DETAILED DESCRIPTION OF THE FIGURES

[0063] In the figures: [0064] 100 MEMS heater chip [0065] 21 master heater [0066] 21a membrane [0067] 22 slave heater [0068] 22a membrane [0069] 25 prior art MEMS heater [0070] 31 electrical contacts [0071] 33 prior art electrical contacts [0072] 51 fixation means [0073] 52 fixing block [0074] 53 prior art fixing block [0075] 56 clamp plate [0076] 56a screw [0077] 57 prior art clamp [0078] 71 window [0079] 75 cut-out section [0080] 81 support [0081] 91 tip

[0082] FIG. 1 shows a top view of the present device. The MEMS heater chip 100 is typically used in combination with a tip 91. At a right hand side the tip is attached and fixed to a microscope using fixation means 51 typically for fixing in an x-direction. The x-direction is indicated with an arrow in the figure. The present device comprises a master heater 21 and a slave heater 22, being at a mutual distance of 0.2 mm. The heating device is fixed to the tip. For fixing the device to the tip, e.g. a clamp plate 56 is used including a screw 56a. The clamp plate may be a separate entity, may be part of the tip, or may be part of the present heating device.

[0083] FIG. 2 shows a side view of the present device. In addition to the elements identified in FIG. 1 also the following details are indicated. The master heater is located above a window 71, allowing inspection of a sample with an electron microscope. A sample (not shown) is typically placed above the window as well. The slave heater is typically placed on a membrane with a cut-out section 75 in the device; the cut out section 75 and the window 71 have similar dimensions. The cut-out section and window may partially or fully overlap, or may be separate. Typically the master heater is placed on a membrane 21a, and the slave heater is also placed on a membrane 22a. Present in the tip is a block 52 for fixing one or more electrical contacts 31. The block and contacts can in principle also be present in the present heating device.

[0084] FIG. 3 shows a side view of a prior art device. Therein a MEMS heater 25 is provided.
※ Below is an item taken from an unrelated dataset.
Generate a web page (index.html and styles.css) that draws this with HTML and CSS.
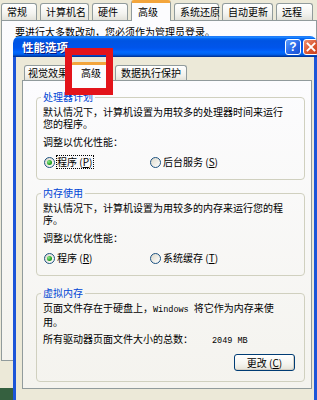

Further electrical contacts 33, a block 53 for fixing electrical contacts, and a clamp 57 are provided.

[0085] FIG. 4a shows a HREM (TEM) (300 keV) image of typical test sample comprising small and crystalline Au particles deposited on an amorphous SiN substrate with an exposure time of 0.5 sec and a drift of approximately 0.5 A/sec; such a drift is typically acceptable as the resolution is not hampered by specimen drift. In case of drift lattice planes (planes of Au atoms) being more or less perpendicular to the drift direction will be blurred or even absent on the image. In FIG. 4a the drift is so low that the image is almost clear and lattice planes (as present in the specimen) can be observed in all directions.

[0086] FIG. 4b shows a HREM image of the same area As in FIG. 4a with an exposure time of 0.5 sec and a drift of approximately 5 A/sec; such a drift is typically not acceptable as the resolution is severely hampered by specimen drift. As a result of drift the image is almost not clear and details of the image of the individual particles are lost. The arrow indicates the drift direction.

[0087] FIG. 4c shows a Fourier Transform substantially of the image of FIG. 4a. A Fourier Transform may be used to determine the loss of resolution. The image shows a largely regular pattern, reflecting the underlying regular pattern of the image. As some domains can be observed in the image of FIG. 4a, also domains in this decomposed image reflected as a series of points, are visible. The arrows indicate so-called 1.1 A fringes, indicative for the regular pattern in at least two substantially perpendicular directions.

[0088] Likewise FIG. 4d shows a Fourier Transform substantially of the image of FIG. 4b; especially in the drift direction no clear points are observed any more, hence no crystal-lographic information in that direction is apparently present in the image of FIG. 4b. Perpendicular to the drift direction the resolution of FIG. 4b is comparable to that of FIG. 4a as can be observed.

[0089] FIG. 5 shows an illustration of drift behaviour when changing the temperature. On the y-axis the drift in terms of pixels is given. The size of a pixel is about 1 nm. On the horizontal axis time is given, wherein each point represents 5 seconds.

[0090] The figure represents experiments with two heaters on one chip, one indicated with H2, for TEM imaging, and one, indicated with H1, for keeping a total power into the sample device (or chip) the same. In a first stage the heater for imaging is powered. The result thereof is a drift. Over time the drift levels out. At a certain point in time all power is transferred to the other heater (H1). As a result a sudden jump in position of the sample can be observed in the figure. However, the drift itself, so not taking into account the jump, continues along a same line (similar slope and levelling out). Such is indicated in the figure by a second line, wherein the jump is subtracted from the drift observed.

[0091] The figure shows that by first heating the slave heater until the drift is low enough (substantially horizontal in the figure) it is now possible to start providing power (heating) of the heater that is intended to actually heat the sample, without having a drift. Heating can be done at any speed (temperature increase), as long as the total amount of power as received is kept constant, as is the case with the present device.

[0092] Possibly a slight drift may remain, at an order of magnitude smaller than without the present device. The remaining drift can be compensated for, e.g. by control, by calibrating, or a combination thereof.

[0093] A further advantage with the present device is that a larger heat flux towards the sample is now possible with a further advantage that smaller membranes can be used and less bulging occurs.

[0094] The figures have been detailed throughout the description.